Age is no guarantee of respect under the Gold Dome, at least for the premier sports authority in Georgia high schools.
The General Assembly is pushing two bills that would set up an alternative to the 109-year-old governing body for school athletics, the Georgia High School Association, and its 56-member board.
“I don’t think any of them know what they’re job is,” complained one of the most powerful legislators in Georgia, Rep. John Meadows, R-Calhoun. The chairman of the House Rules Committee said he gets more complaints about the GHSA -- from schools, from referees, from coaches and from parents -- than about everything else put together, “and basically I’m sick of it.”
So he introduced House Bill 415, which quickly passed through that chamber’s education committee Monday. Next stop, Meadow’s Rules Committee that could send the bill to the House floor for a vote.
Senate Bill 203, which is identical, is working its way through the other chamber, in a vice-like squeeze that leaves GHSA little room to maneuver.

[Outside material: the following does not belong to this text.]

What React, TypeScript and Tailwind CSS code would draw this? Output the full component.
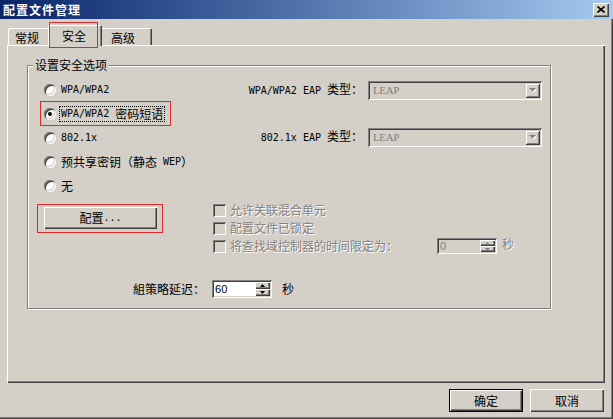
import React from "react";

const ASCII = /^[\x20-\x7e]+$/;

function Txt({ s }: { s: string }) {
  const parts = s.split(/([\x20-\x7e]+)/).filter((p) => p.length > 0);
  return (
    <>
      {parts.map((p, i) =>
        ASCII.test(p) ? (
          <span
            key={i}
            className="font-['DejaVu_Sans_Mono',monospace] text-[10px] whitespace-pre"
          >
            {p}
          </span>
        ) : (
          <span key={i}>{p}</span>
        )
      )}
    </>
  );
}

function Radio({ label, checked = false, focused = false }: { label: string; checked?: boolean; focused?: boolean }) {
  return (
    <div className="flex items-center">
      <div className="relative w-[12px] h-[12px] rounded-full bg-white shadow-[inset_1px_1px_0_#808080,inset_-1px_-1px_0_#ffffff,inset_2px_2px_0_#404040,inset_-2px_-2px_0_#d4d0c8] flex items-center justify-center">
        {checked && <div className="w-[4px] h-[4px] rounded-full bg-black" />}
      </div>
      <span
        className={
          focused
            ? "ml-[3px] px-[1px] h-[16px] flex items-center border border-dotted border-black"
            : "ml-[3px] px-[1px] h-[16px] flex items-center border border-transparent"
        }
      >
        <Txt s={label} />
      </span>
    </div>
  );
}

function Combo() {
  return (
    <div className="w-[174px] h-[19px] bg-[#d4d0c8] shadow-[inset_1px_1px_0_#808080,inset_-1px_-1px_0_#ffffff,inset_2px_2px_0_#404040,inset_-2px_-2px_0_#d4d0c8] flex items-center p-[2px]">
      <span className="flex-1 pl-[3px] font-['Liberation_Serif',serif] text-[11px] tracking-[-0.4px] leading-[13px] text-[#808080]">
        LEAP
      </span>
      <div className="w-[15px] h-[15px] bg-[#d4d0c8] shadow-[inset_1px_1px_0_#d4d0c8,inset_-1px_-1px_0_#404040,inset_2px_2px_0_#ffffff,inset_-2px_-2px_0_#808080] flex items-center justify-center">
        <svg width="7" height="5" viewBox="0 0 7 5">
          <polygon points="1,1 8,1 4.5,4.5" fill="#ffffff" />
          <polygon points="0,0 7,0 3.5,3.5" fill="#808080" />
        </svg>
      </div>
    </div>
  );
}

function SpinBtn({ up, disabled }: { up: boolean; disabled: boolean }) {
  return (
    <div className="flex-1 bg-[#d4d0c8] shadow-[inset_1px_1px_0_#ffffff,inset_-1px_-1px_0_#404040,inset_-2px_-2px_0_#808080] flex items-center justify-center">
      <svg width="5" height="3" viewBox="0 0 5 3">
        {up ? (
          <polygon points="0,3 5,3 2.5,0" fill={disabled ? "#808080" : "#000000"} />
        ) : (
          <polygon points="0,0 5,0 2.5,3" fill={disabled ? "#808080" : "#000000"} />
        )}
      </svg>
    </div>
  );
}

function Spin({ value, disabled }: { value: string; disabled: boolean }) {
  return (
    <div
      className={
        disabled
          ? "w-[60px] h-[16px] flex p-[2px] bg-[#d4d0c8] shadow-[inset_1px_1px_0_#808080,inset_-1px_-1px_0_#ffffff,inset_2px_2px_0_#404040,inset_-2px_-2px_0_#d4d0c8]"
          : "w-[60px] h-[18px] flex p-[2px] bg-white shadow-[inset_1px_1px_0_#808080,inset_-1px_-1px_0_#ffffff,inset_2px_2px_0_#404040,inset_-2px_-2px_0_#d4d0c8]"
      }
    >
      <span
        className={
          disabled
            ? "flex-1 pl-[1px] flex items-center font-['Liberation_Sans',sans-serif] text-[11px] leading-[12px] text-[#808080]"
            : "flex-1 pl-[1px] flex items-center font-['Liberation_Sans',sans-serif] text-[11px] leading-[12px] text-black"
        }
      >
        {value}
      </span>
      <div className="w-[15px] flex flex-col">
        <SpinBtn up={true} disabled={disabled} />
        <SpinBtn up={false} disabled={disabled} />
      </div>
    </div>
  );
}

function Check({ label, children }: { label: string; children?: React.ReactNode }) {
  return (
    <div className="flex items-center h-[18px]">
      <div className="w-[13px] h-[13px] bg-[#d4d0c8] shadow-[inset_1px_1px_0_#808080,inset_-1px_-1px_0_#ffffff,inset_2px_2px_0_#404040,inset_-2px_-2px_0_#d4d0c8]" />
      <span className="ml-[4px] text-[#808080] [text-shadow:1px_1px_0_#ffffff]">{label}</span>
      {children}
    </div>
  );
}

export default function App() {
  return (
    <div className="relative w-[613px] h-[419px] overflow-hidden bg-[#d4d0c8] text-[12px] leading-[14px] text-black font-['Noto_Sans_CJK_SC','Noto_Sans',sans-serif] shadow-[inset_-1px_-1px_0_#404040,inset_-2px_-2px_0_#808080] flex flex-col">
      {/* Title bar */}
      <div className="h-[19px] flex items-center justify-between bg-linear-to-r from-[#0a246a] to-[#a6caf0] pl-[3px] pr-[4px]">
        <span className="text-white font-bold tracking-[1px]">配置文件管理</span>
        <div className="w-[16px] h-[14px] bg-[#d4d0c8] shadow-[inset_1px_1px_0_#ffffff,inset_-1px_-1px_0_#404040,inset_-2px_-2px_0_#808080] flex items-center justify-center">
          <svg width="8" height="7" viewBox="0 0 8 7">
            <path d="M0.5 0.5 L7.5 6.5 M7.5 0.5 L0.5 6.5" stroke="#000" strokeWidth="1.6" />
          </svg>
        </div>
      </div>

      {/* Tabs */}
      <div className="h-[26px] flex items-end pl-[8px] relative z-10">
        <div className="w-[42px] h-[17px] rounded-t-[2px] pl-[7px] pt-[2px] flex items-center shadow-[inset_1px_1px_0_#ffffff,inset_-1px_0_0_#404040,inset_-2px_0_0_#808080]">
          常规
        </div>
        <div className="relative z-10 -ml-[2px] -mb-[1px] w-[54px] h-[21px] rounded-t-[2px] pl-[14px] flex items-center bg-[#d4d0c8] shadow-[inset_1px_1px_0_#ffffff,inset_-1px_0_0_#404040,inset_-2px_0_0_#808080]">
          安全
        </div>
        <div className="-ml-[2px] w-[52px] h-[17px] rounded-t-[2px] pl-[11px] pt-[2px] flex items-center shadow-[inset_1px_1px_0_#ffffff,inset_-1px_0_0_#404040,inset_-2px_0_0_#808080]">
          高级
        </div>
      </div>

      {/* Tab panel */}
      <div className="ml-[7px] w-[598px] h-[338px] pt-[20px] pl-[20px] shadow-[inset_1px_1px_0_#ffffff,inset_-1px_-1px_0_#404040,inset_-2px_-2px_0_#808080]">
        <div className="relative w-[524px] h-[244px] border border-[#808080] shadow-[inset_1px_1px_0_#ffffff,1px_1px_0_#ffffff] pt-[12px] pl-[16px] pr-[8px] flex flex-col">
          <span className="absolute -top-[8px] left-[5px] px-[2px] bg-[#d4d0c8]">设置安全选项</span>

          <div className="flex items-center h-[24px]">
            <Radio label="WPA/WPA2" />
            <div className="ml-auto flex items-center">
              <span className="mr-[5px]">
                <Txt s="WPA/WPA2 EAP 类型：" />
              </span>
              <Combo />
            </div>
          </div>
          <div className="flex items-center h-[24px]">
            <Radio label="WPA/WPA2 密码短语" checked focused />
          </div>
          <div className="flex items-center h-[24px]">
            <Radio label="802.1x" />
            <div className="ml-auto flex items-center -mt-[2px]">
              <span className="mr-[5px]">
                <Txt s="802.1x EAP 类型：" />
              </span>
              <Combo />
            </div>
          </div>
          <div className="flex items-center h-[24px]">
            <Radio label="预共享密钥（静态 WEP）" />
          </div>
          <div className="flex items-center h-[24px]">
            <Radio label="无" />
          </div>

          <div className="flex mt-[3px]">
            <div className="w-[169px] pt-[6px]">
              <div className="w-[113px] h-[22px] flex items-center justify-center bg-[#d4d0c8] shadow-[inset_1px_1px_0_#ffffff,inset_-1px_-1px_0_#404040,inset_-2px_-2px_0_#808080]">
                <Txt s="配置..." />
              </div>
            </div>
            <div className="flex flex-col">
              <Check label="允许关联混合单元" />
              <Check label="配置文件已锁定" />
              <div className="flex items-center h-[18px]">
                <div className="w-[13px] h-[13px] bg-[#d4d0c8] shadow-[inset_1px_1px_0_#808080,inset_-1px_-1px_0_#ffffff,inset_2px_2px_0_#404040,inset_-2px_-2px_0_#d4d0c8]" />
                <span className="ml-[4px] w-[207px] text-[#808080] [text-shadow:1px_1px_0_#ffffff]">
                  将查找域控制器的时间限定为：
                </span>
                <Spin value="0" disabled={true} />
                <span className="ml-[5px] -mt-[4px] text-[#808080] [text-shadow:1px_1px_0_#ffffff]">秒</span>
              </div>
            </div>
          </div>

          <div className="flex items-center h-[18px] mt-[25px] pl-[89px]">
            <span>組策略延迟：</span>
            <div className="ml-[7px]">
              <Spin value="60" disabled={false} />
            </div>
            <span className="ml-[10px]">秒</span>
          </div>
        </div>
      </div>

      {/* Bottom buttons */}
      <div className="flex justify-end gap-[7px] pr-[9px] mt-[6px]">
        <div className="w-[74px] h-[23px] flex items-center justify-center border border-black bg-[#d4d0c8] shadow-[inset_1px_1px_0_#ffffff,inset_-1px_-1px_0_#404040,inset_-2px_-2px_0_#808080]">
          确定
        </div>
        <div className="w-[74px] h-[23px] flex items-center justify-center bg-[#d4d0c8] shadow-[inset_1px_1px_0_#ffffff,inset_-1px_-1px_0_#404040,inset_-2px_-2px_0_#808080]">
          取消
        </div>
      </div>

      {/* Red annotation boxes */}
      <div className="absolute left-[49px] top-[22px] w-[49px] h-[26px] border border-[#e0282d] z-20 pointer-events-none" />
      <div className="absolute left-[40px] top-[101px] w-[131px] h-[25px] border border-[#e0282d] z-20 pointer-events-none" />
      <div className="absolute left-[37px] top-[204px] w-[126px] h-[29px] border border-[#e0282d] z-20 pointer-events-none" />
    </div>
  );
}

The bills call on the state board of education to designate a new nonprofit as a state agency governing high school athletics. It would be open to both public and private schools and would have a governing board about a quarter the size of the GHSA board.
This isn't the first time lawmakers have taken aim at the GHSA, complaining about the money it takes in and the costs of attending sporting events that leave some kids outside the stands. Last year, the General Assembly took aim at GHSA over its policies for religious expression on uniforms and an exclusion private schools.
The organization recognizes the seriousness of the situation. The trustees held an emergency meeting Monday morning, just before the hearing, Jay Russell, the assistant executive director, testified. Gary Phillips, selected as executive director in 2014, will retire at the end of the school year, Russell said.
“I don’t know if that will influence the vote at all, but I wanted you to have this information,” Russell told the lawmakers.
It had no discernible effect. The bill passed easily out of the committee, with one “no” vote.
Meadows described his bill as a “stick” and said he won’t hit GHSA with it if he sees “progress” on some of the issues he raised, which include costs, financial transparency and making parents drive all over the state for games.